Returning now to Acts 19 and the seven sons of Sceva,[iv] it is said in the story of the exorcist/priests that they were overcome by the evil they claimed to have power to dispel, and this became known to both Jew and Greek throughout the province of Asia. How did it become known? Paul and company decided to take up an offering for those at Jerusalem, the very priestly believers (cp. Acts 6:7) whose tithes were withheld by the priesthood of Annas (Sceva). Paul wrote to the Corinthians to make ready on the first day of the Weeks (1Corinthians 16:1-8). This was the day in the spring when normal harvesting began in Palestine. It was also the anniversary of our Lord’s resurrection. In fact, knowledge that the priesthood of the seven sons of Annas (Sceva) was overcome by the evil they, in name, attempted to expel spread throughout the province of Asia, Galatia, Macedonia and Achaia, because Paul told them of the need of the priests, some of whom had starved to death, which is pictured above in Lazarus’ hope for the crumbs from the table of the rich man (Jonathan, high priest at the time of Paul’s 3rd missionary journey; or Matthias, high priest at Luke’s publishing of Acts and son of Theophilus–Luke’s addressee) whose table was full of the tithes belonging to the faithful priests who had little power to object for their mistreatment.

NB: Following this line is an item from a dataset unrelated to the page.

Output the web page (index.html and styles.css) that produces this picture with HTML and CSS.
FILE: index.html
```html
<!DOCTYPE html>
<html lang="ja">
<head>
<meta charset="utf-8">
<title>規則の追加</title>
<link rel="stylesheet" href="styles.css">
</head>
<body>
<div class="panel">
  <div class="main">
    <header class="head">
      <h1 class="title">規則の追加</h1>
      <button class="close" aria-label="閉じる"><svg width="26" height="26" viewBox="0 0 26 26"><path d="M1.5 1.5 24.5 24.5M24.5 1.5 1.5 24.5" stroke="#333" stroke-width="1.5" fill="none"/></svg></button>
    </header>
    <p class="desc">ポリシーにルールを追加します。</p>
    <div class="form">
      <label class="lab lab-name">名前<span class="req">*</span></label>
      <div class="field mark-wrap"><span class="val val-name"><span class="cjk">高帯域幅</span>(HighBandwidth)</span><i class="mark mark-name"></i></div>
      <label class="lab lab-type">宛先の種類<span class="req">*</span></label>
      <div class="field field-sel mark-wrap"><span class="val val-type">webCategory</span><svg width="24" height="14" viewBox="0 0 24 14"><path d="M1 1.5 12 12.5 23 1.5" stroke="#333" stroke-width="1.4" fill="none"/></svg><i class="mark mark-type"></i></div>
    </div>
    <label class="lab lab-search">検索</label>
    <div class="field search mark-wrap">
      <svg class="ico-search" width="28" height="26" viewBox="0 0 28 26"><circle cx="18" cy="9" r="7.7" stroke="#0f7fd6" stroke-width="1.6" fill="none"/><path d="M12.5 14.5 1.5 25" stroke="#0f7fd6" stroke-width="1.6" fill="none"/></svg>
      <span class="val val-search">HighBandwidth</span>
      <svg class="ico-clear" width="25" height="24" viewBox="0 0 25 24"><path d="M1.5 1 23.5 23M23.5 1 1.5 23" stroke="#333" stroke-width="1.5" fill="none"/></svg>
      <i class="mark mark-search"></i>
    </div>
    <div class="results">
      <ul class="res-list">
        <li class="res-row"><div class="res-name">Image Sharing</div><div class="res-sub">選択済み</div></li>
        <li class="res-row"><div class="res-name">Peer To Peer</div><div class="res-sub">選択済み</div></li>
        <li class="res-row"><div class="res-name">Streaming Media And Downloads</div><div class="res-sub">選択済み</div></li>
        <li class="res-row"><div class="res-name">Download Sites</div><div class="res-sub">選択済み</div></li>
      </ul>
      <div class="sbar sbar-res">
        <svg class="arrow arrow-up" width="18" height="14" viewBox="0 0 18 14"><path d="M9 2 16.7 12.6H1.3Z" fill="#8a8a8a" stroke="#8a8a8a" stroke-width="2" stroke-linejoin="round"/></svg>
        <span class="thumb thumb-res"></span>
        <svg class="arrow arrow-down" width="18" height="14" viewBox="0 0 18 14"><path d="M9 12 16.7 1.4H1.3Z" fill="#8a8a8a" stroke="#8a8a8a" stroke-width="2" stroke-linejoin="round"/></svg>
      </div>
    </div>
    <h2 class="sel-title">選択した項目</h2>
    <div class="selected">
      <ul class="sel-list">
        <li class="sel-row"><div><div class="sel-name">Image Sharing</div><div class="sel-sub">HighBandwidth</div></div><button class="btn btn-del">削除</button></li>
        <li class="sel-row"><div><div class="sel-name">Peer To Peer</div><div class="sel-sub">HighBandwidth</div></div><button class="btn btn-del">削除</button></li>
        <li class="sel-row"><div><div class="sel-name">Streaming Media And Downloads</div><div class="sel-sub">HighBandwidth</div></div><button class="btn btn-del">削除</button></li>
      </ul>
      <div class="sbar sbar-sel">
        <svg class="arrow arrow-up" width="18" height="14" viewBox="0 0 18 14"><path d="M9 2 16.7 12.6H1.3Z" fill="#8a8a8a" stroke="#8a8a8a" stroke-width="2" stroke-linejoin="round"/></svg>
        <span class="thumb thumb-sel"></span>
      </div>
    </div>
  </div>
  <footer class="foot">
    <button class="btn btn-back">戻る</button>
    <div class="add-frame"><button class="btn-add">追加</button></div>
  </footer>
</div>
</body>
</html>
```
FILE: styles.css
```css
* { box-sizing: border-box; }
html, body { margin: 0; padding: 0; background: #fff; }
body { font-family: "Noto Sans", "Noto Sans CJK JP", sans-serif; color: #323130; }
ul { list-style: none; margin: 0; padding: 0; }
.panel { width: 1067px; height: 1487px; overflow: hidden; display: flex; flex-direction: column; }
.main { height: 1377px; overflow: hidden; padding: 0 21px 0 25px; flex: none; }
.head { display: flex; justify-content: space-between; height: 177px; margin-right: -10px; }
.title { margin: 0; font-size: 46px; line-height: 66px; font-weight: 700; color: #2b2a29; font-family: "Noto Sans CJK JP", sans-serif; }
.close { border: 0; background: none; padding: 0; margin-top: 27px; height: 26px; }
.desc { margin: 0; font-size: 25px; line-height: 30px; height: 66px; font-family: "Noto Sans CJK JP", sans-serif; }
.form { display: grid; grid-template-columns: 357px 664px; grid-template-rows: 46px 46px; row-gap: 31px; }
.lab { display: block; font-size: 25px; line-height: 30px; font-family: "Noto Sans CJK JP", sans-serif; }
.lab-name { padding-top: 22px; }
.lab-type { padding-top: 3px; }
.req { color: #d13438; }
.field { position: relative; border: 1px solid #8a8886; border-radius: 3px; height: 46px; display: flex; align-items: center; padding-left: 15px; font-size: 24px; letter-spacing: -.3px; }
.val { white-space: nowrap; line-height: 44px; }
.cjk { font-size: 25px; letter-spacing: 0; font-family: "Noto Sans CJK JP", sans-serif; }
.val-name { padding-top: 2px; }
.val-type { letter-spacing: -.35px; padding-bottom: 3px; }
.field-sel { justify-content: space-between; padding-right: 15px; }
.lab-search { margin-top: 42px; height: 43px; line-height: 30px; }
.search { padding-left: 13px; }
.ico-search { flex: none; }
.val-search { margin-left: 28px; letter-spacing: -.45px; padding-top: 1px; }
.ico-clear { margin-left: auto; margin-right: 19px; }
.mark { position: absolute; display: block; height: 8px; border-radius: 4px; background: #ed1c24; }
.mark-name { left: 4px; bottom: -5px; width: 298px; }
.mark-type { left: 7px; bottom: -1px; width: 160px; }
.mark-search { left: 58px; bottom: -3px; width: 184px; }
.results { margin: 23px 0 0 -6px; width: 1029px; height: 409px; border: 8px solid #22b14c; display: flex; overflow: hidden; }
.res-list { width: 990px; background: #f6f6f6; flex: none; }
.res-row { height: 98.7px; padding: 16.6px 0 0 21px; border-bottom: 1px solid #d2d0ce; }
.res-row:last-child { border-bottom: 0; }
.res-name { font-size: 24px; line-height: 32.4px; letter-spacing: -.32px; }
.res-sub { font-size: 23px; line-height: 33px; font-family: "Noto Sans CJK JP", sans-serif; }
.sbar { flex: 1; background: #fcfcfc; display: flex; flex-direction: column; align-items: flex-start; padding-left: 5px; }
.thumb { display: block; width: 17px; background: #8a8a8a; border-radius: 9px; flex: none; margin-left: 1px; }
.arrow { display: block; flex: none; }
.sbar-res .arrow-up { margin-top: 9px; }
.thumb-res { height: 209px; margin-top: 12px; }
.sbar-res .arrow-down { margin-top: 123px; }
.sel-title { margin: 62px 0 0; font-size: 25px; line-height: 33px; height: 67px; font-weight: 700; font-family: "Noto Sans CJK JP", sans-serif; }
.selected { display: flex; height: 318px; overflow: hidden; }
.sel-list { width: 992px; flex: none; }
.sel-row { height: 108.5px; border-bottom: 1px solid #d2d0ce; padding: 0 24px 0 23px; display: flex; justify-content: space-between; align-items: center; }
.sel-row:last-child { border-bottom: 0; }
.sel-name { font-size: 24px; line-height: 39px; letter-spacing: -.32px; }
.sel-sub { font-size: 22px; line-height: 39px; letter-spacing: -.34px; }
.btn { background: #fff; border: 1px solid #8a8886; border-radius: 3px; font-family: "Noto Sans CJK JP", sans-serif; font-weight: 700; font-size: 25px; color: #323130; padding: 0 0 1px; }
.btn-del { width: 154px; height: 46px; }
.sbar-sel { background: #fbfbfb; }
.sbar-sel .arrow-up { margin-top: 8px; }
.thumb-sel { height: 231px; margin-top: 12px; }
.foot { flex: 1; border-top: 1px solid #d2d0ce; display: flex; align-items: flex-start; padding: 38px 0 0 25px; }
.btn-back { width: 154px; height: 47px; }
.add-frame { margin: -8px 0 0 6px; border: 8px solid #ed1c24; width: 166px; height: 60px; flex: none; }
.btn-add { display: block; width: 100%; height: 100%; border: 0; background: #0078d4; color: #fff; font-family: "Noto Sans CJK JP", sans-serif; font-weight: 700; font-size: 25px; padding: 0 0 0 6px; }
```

There are other comparisons that could be made from both Luke and Acts to show an underlying theme that confronts Theophilus and the priesthood of Annas with their sins, but this should suffice for my purpose at this point in the book of Acts. Let me remind anyone who reads this, that the idea of Luke’s theme and the identity of Theophilus I received through reading Lee Dahn’s blog which can be found HERE on blogspot and HERE on wordpress.

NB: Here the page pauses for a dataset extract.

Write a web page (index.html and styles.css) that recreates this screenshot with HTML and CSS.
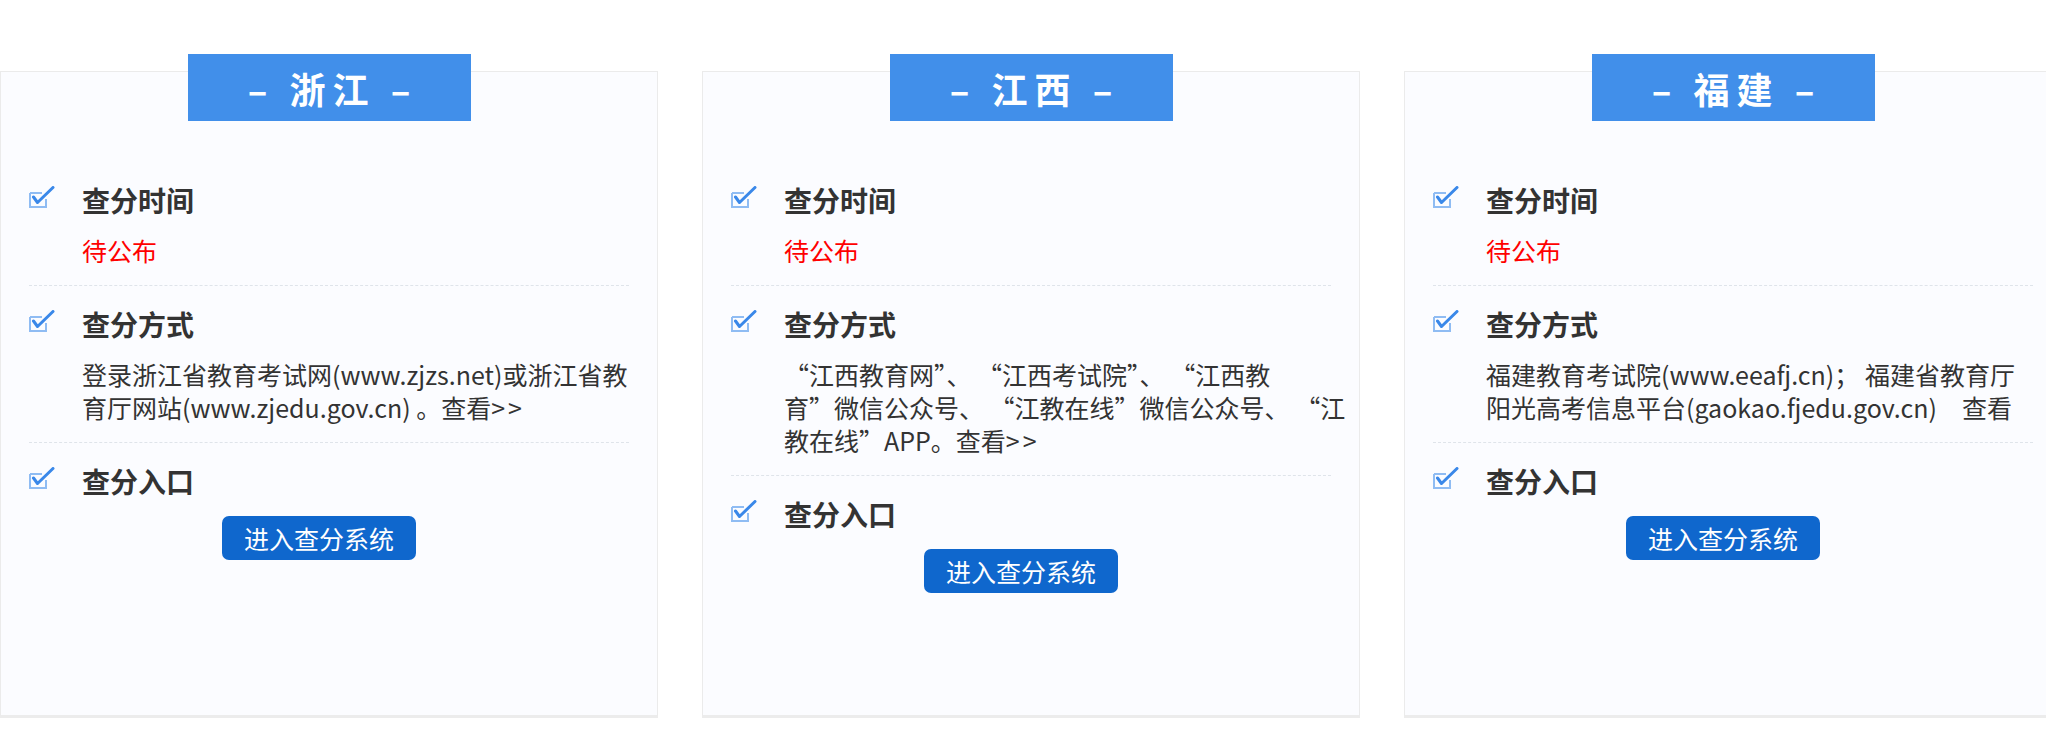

[i] Josephus, Antiquities of the Jews; book 20, chapter 9, paragraph 2
[ii] Josephus Antiquities of the Jews, book 20, chapter 8, paragraph 8
[iii] Josephus, Antiquities of the Jews, book 20, chapter 8, paragraph 5-6
[iv] Sceva is from the Latin, meaning left handed and by implication: sinister or evil, which is supposed to describe Annas, the high priest and head of the most renown family of priests in the 1st century CE.